É fato que o Instituto Lula era, no primeiro mandato de Dilma, um local de romaria pelo “volta, Lula”. Foi um movimento explícito, vocalizado por lideranças petistas.

Também não é segredo que próceres do PT atribuíam a Dilma boa parte da responsabilidade pelos dissabores do partido, seja por sua condução da economia, seja pelas mudanças que promoveu na Petrobras e que deixaram descontentes pelo caminho. A queixa de que ela não controlava a Polícia Federal também era corrente quando o petrolão começou a ser investigado.

O PT pretende aproveitar a dianteira tranquila de Lula nas pesquisas para passar o processo eleitoral todo sem enfrentar o debate sério sobre a corrupção que grassou no seu período.
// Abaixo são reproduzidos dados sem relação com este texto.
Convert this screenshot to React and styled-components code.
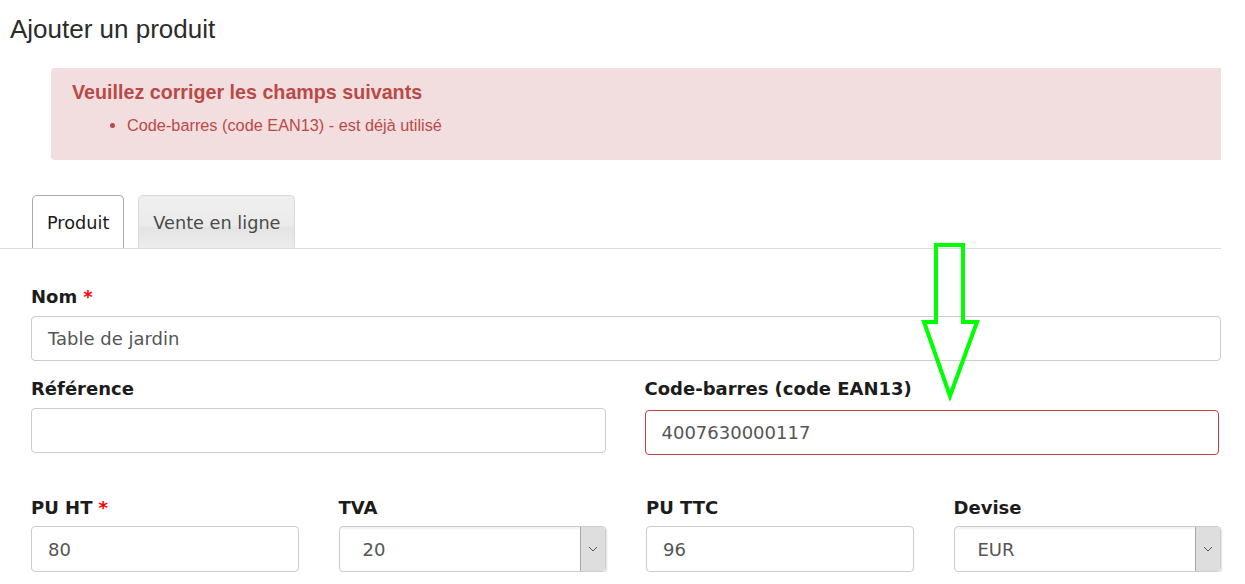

Como se os erros de condução da Lava-Jato, como a relação incabível entre Sergio Moro e os procuradores da força-tarefa, que foram graves e vieram à tona em 2019, simplesmente transformassem todo o esquema que restou comprovado em história da carochinha.

Resta saber se essa estratégia será sustentável por um ano. Ciro, pela esquerda, está francamente disposto a colocar o dedo nessa ferida. É uma tática de tudo ou nada, porque parte da constatação de que sua viabilidade eleitoral depende de disputar com o hoje imbatível Lula um lugar no segundo turno.

Em 2020, em sua primeira entrevista depois de preso, ao “Roda viva”, João Santana disse sonhar com uma chapa em que Ciro seria candidato a presidente, tendo Lula como vice. A realidade não poderia tê-los tornado mais distantes um do outro, mas a predição serviu para aproximar o marqueteiro do pedetista.

Ambos estão arriscando tudo e trazendo à tona um debate que tem muito de catarse pessoal, mas também escancara um passado que o lulopetismo nunca se dispôs a encarar.

Se, para se eleger em 2002, Lula precisou fazer uma Carta ao Povo Brasileiro, ideia de outro gênio caído da escola baiana de marketing político, Duda Mendonça, a esperança do caudilho e do partido é que, em 2022, a urgência de livrar o país da chaga que é Bolsonaro os livre da necessidade de novo mea-culpa. Até aqui parece ter funcionado, e de fato a maioria dos que prezam a civilização e a democracia se mostra disposta a votar em Lula para evitar um mal (muito) maior. Mas, se as coisas apertarem, como parece ser a aposta e a determinação de Ciro, pode ser necessário deixar as feridas purgarem em público. Na verdade, seria salutar.